GIVEN INSTRUCTION:
Restate the data exactly as given and keep the pictures out.

Stored dataset items:
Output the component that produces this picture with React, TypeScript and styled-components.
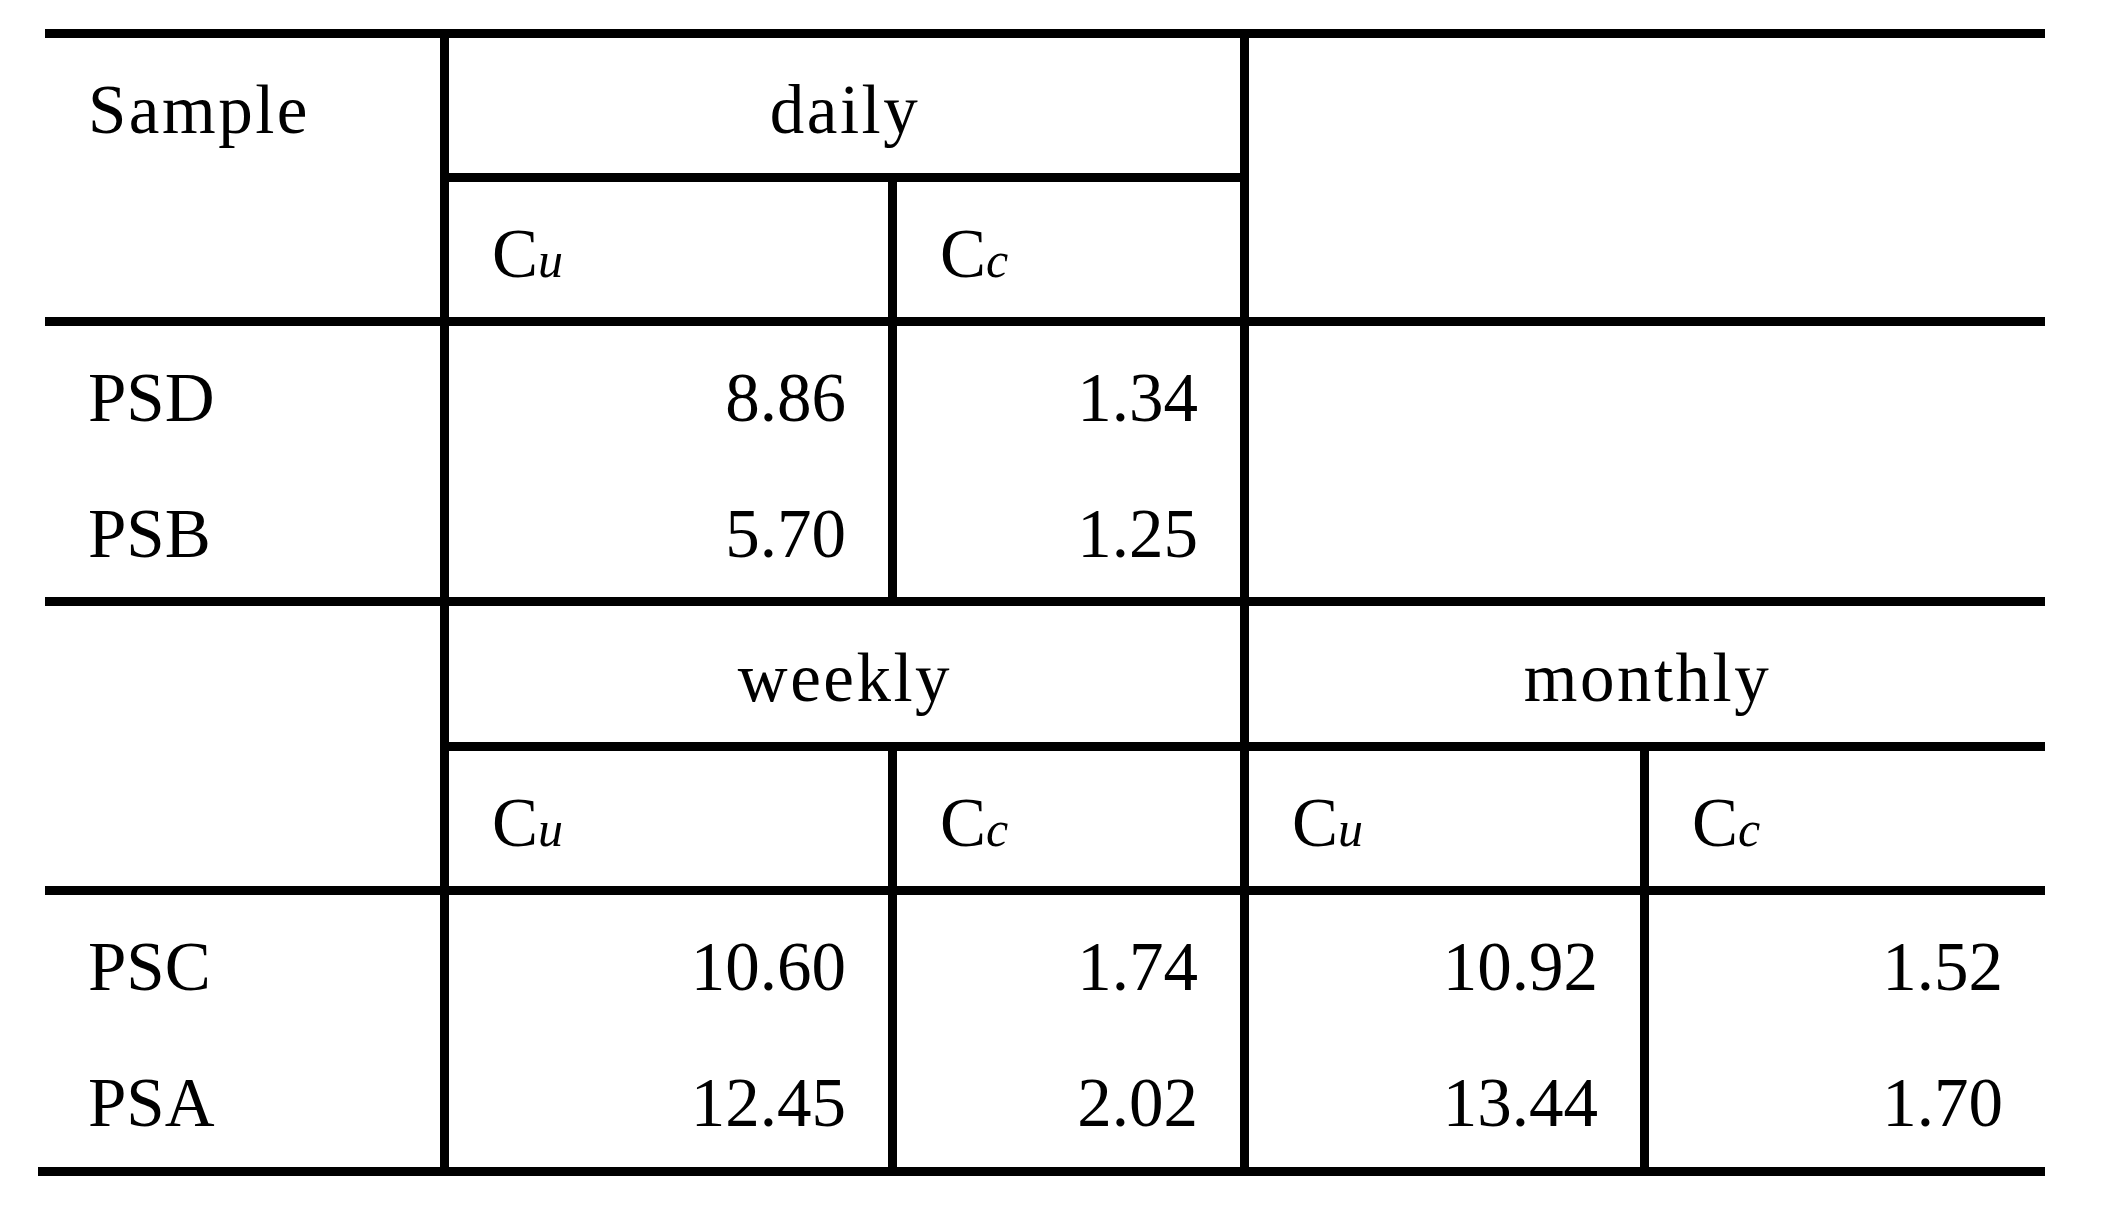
import React from "react";
import styled, { createGlobalStyle } from "styled-components";

const GlobalStyle = createGlobalStyle`
  html, body {
    margin: 0;
    padding: 0;
    background: #ffffff;
  }
  body {
    font-family: "Liberation Serif", "Times New Roman", serif;
    color: #000000;
  }
`;

const Page = styled.div`
  padding: 29px 0 0 0;
  width: 2124px;
  display: flex;
  flex-direction: column;
`;

const TableWrap = styled.div`
  padding-left: 45px;
`;

const Table = styled.table`
  width: 2000px;
  table-layout: fixed;
  border-collapse: separate;
  border-spacing: 0;
  border-top: 9px solid #000;
  font-size: 69px;
  line-height: 1;
`;

const Row = styled.tr<{ $h: number }>`
  height: ${(p) => p.$h}px;
`;

const Cell = styled.td<{
  $right?: boolean;
  $bottom?: boolean;
  $align?: "left" | "right" | "center";
}>`
  box-sizing: border-box;
  vertical-align: top;
  padding: 38px 42px 0 43px;
  text-align: ${(p) => p.$align ?? "left"};
  border-right: ${(p) => (p.$right ? "9px solid #000" : "0")};
  border-bottom: ${(p) => (p.$bottom ? "9px solid #000" : "0")};
  white-space: nowrap;
`;

const Word = styled.span`
  letter-spacing: 2.5px;
`;

const Sub = styled.span`
  font-style: italic;
  font-size: 50px;
`;

const BottomRule = styled.div`
  margin-left: 38px;
  width: 2007px;
  height: 9px;
  background: #000;
`;

const Coef: React.FC<{ s: string }> = ({ s }) => (
  <>
    C<Sub>{s}</Sub>
  </>
);

export default function App() {
  return (
    <>
      <GlobalStyle />
      <Page>
        <TableWrap>
          <Table>
            <colgroup>
              <col style={{ width: 404 }} />
              <col style={{ width: 448 }} />
              <col style={{ width: 352 }} />
              <col style={{ width: 400 }} />
              <col style={{ width: 396 }} />
            </colgroup>
            <tbody>
              <Row $h={144}>
                <Cell rowSpan={2} $right $bottom>
                  <Word>Sample</Word>
                </Cell>
                <Cell colSpan={2} $right $bottom $align="center">
                  <Word>daily</Word>
                </Cell>
                <Cell colSpan={2} rowSpan={2} $bottom />
              </Row>
              <Row $h={144}>
                <Cell $right $bottom>
                  <Coef s="u" />
                </Cell>
                <Cell $right $bottom>
                  <Coef s="c" />
                </Cell>
              </Row>
              <Row $h={136}>
                <Cell $right>PSD</Cell>
                <Cell $right $align="right">
                  8.86
                </Cell>
                <Cell $right $align="right">
                  1.34
                </Cell>
                <Cell colSpan={2} rowSpan={2} $bottom />
              </Row>
              <Row $h={144}>
                <Cell $right $bottom>
                  PSB
                </Cell>
                <Cell $right $bottom $align="right">
                  5.70
                </Cell>
                <Cell $right $bottom $align="right">
                  1.25
                </Cell>
              </Row>
              <Row $h={145}>
                <Cell rowSpan={2} $right $bottom />
                <Cell colSpan={2} $right $bottom $align="center">
                  <Word>weekly</Word>
                </Cell>
                <Cell colSpan={2} $bottom $align="center">
                  <Word>monthly</Word>
                </Cell>
              </Row>
              <Row $h={144}>
                <Cell $right $bottom>
                  <Coef s="u" />
                </Cell>
                <Cell $right $bottom>
                  <Coef s="c" />
                </Cell>
                <Cell $right $bottom>
                  <Coef s="u" />
                </Cell>
                <Cell $bottom>
                  <Coef s="c" />
                </Cell>
              </Row>
              <Row $h={136}>
                <Cell $right>PSC</Cell>
                <Cell $right $align="right">
                  10.60
                </Cell>
                <Cell $right $align="right">
                  1.74
                </Cell>
                <Cell $right $align="right">
                  10.92
                </Cell>
                <Cell $align="right">1.52</Cell>
              </Row>
              <Row $h={136}>
                <Cell $right>PSA</Cell>
                <Cell $right $align="right">
                  12.45
                </Cell>
                <Cell $right $align="right">
                  2.02
                </Cell>
                <Cell $right $align="right">
                  13.44
                </Cell>
                <Cell $align="right">1.70</Cell>
              </Row>
            </tbody>
          </Table>
        </TableWrap>
        <BottomRule />
      </Page>
    </>
  );
}
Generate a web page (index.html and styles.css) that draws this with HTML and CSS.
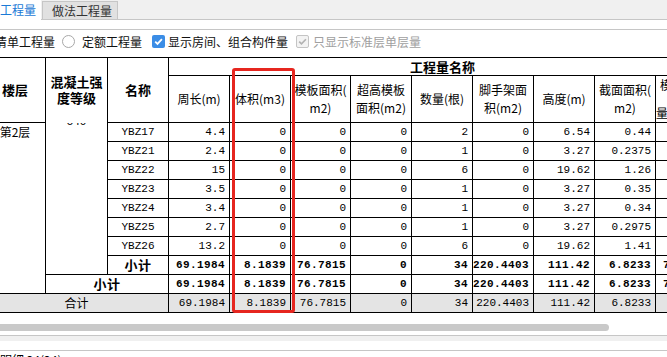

OUTPUT FOR THIS TASK:
Output the component that produces this picture with React, TypeScript and styled-components.
import React from "react";
import styled, { createGlobalStyle } from "styled-components";

const GlobalStyle = createGlobalStyle`
  html, body {
    margin: 0;
    padding: 0;
    background: #ffffff;
  }
  body {
    font-family: "Liberation Serif", "Times New Roman", serif;
    color: #000000;
  }
`;

const Page = styled.div`
  padding: 29px 0 0 0;
  width: 2124px;
  display: flex;
  flex-direction: column;
`;

const TableWrap = styled.div`
  padding-left: 45px;
`;

const Table = styled.table`
  width: 2000px;
  table-layout: fixed;
  border-collapse: separate;
  border-spacing: 0;
  border-top: 9px solid #000;
  font-size: 69px;
  line-height: 1;
`;

const Row = styled.tr<{ $h: number }>`
  height: ${(p) => p.$h}px;
`;

const Cell = styled.td<{
  $right?: boolean;
  $bottom?: boolean;
  $align?: "left" | "right" | "center";
}>`
  box-sizing: border-box;
  vertical-align: top;
  padding: 38px 42px 0 43px;
  text-align: ${(p) => p.$align ?? "left"};
  border-right: ${(p) => (p.$right ? "9px solid #000" : "0")};
  border-bottom: ${(p) => (p.$bottom ? "9px solid #000" : "0")};
  white-space: nowrap;
`;

const Word = styled.span`
  letter-spacing: 2.5px;
`;

const Sub = styled.span`
  font-style: italic;
  font-size: 50px;
`;

const BottomRule = styled.div`
  margin-left: 38px;
  width: 2007px;
  height: 9px;
  background: #000;
`;

const Coef: React.FC<{ s: string }> = ({ s }) => (
  <>
    C<Sub>{s}</Sub>
  </>
);

export default function App() {
  return (
    <>
      <GlobalStyle />
      <Page>
        <TableWrap>
          <Table>
            <colgroup>
              <col style={{ width: 404 }} />
              <col style={{ width: 448 }} />
              <col style={{ width: 352 }} />
              <col style={{ width: 400 }} />
              <col style={{ width: 396 }} />
            </colgroup>
            <tbody>
              <Row $h={144}>
                <Cell rowSpan={2} $right $bottom>
                  <Word>Sample</Word>
                </Cell>
                <Cell colSpan={2} $right $bottom $align="center">
                  <Word>daily</Word>
                </Cell>
                <Cell colSpan={2} rowSpan={2} $bottom />
              </Row>
              <Row $h={144}>
                <Cell $right $bottom>
                  <Coef s="u" />
                </Cell>
                <Cell $right $bottom>
                  <Coef s="c" />
                </Cell>
              </Row>
              <Row $h={136}>
                <Cell $right>PSD</Cell>
                <Cell $right $align="right">
                  8.86
                </Cell>
                <Cell $right $align="right">
                  1.34
                </Cell>
                <Cell colSpan={2} rowSpan={2} $bottom />
              </Row>
              <Row $h={144}>
                <Cell $right $bottom>
                  PSB
                </Cell>
                <Cell $right $bottom $align="right">
                  5.70
                </Cell>
                <Cell $right $bottom $align="right">
                  1.25
                </Cell>
              </Row>
              <Row $h={145}>
                <Cell rowSpan={2} $right $bottom />
                <Cell colSpan={2} $right $bottom $align="center">
                  <Word>weekly</Word>
                </Cell>
                <Cell colSpan={2} $bottom $align="center">
                  <Word>monthly</Word>
                </Cell>
              </Row>
              <Row $h={144}>
                <Cell $right $bottom>
                  <Coef s="u" />
                </Cell>
                <Cell $right $bottom>
                  <Coef s="c" />
                </Cell>
                <Cell $right $bottom>
                  <Coef s="u" />
                </Cell>
                <Cell $bottom>
                  <Coef s="c" />
                </Cell>
              </Row>
              <Row $h={136}>
                <Cell $right>PSC</Cell>
                <Cell $right $align="right">
                  10.60
                </Cell>
                <Cell $right $align="right">
                  1.74
                </Cell>
                <Cell $right $align="right">
                  10.92
                </Cell>
                <Cell $align="right">1.52</Cell>
              </Row>
              <Row $h={136}>
                <Cell $right>PSA</Cell>
                <Cell $right $align="right">
                  12.45
                </Cell>
                <Cell $right $align="right">
                  2.02
                </Cell>
                <Cell $right $align="right">
                  13.44
                </Cell>
                <Cell $align="right">1.70</Cell>
              </Row>
            </tbody>
          </Table>
        </TableWrap>
        <BottomRule />
      </Page>
    </>
  );
}
Generate a web page (index.html and styles.css) that draws this with HTML and CSS.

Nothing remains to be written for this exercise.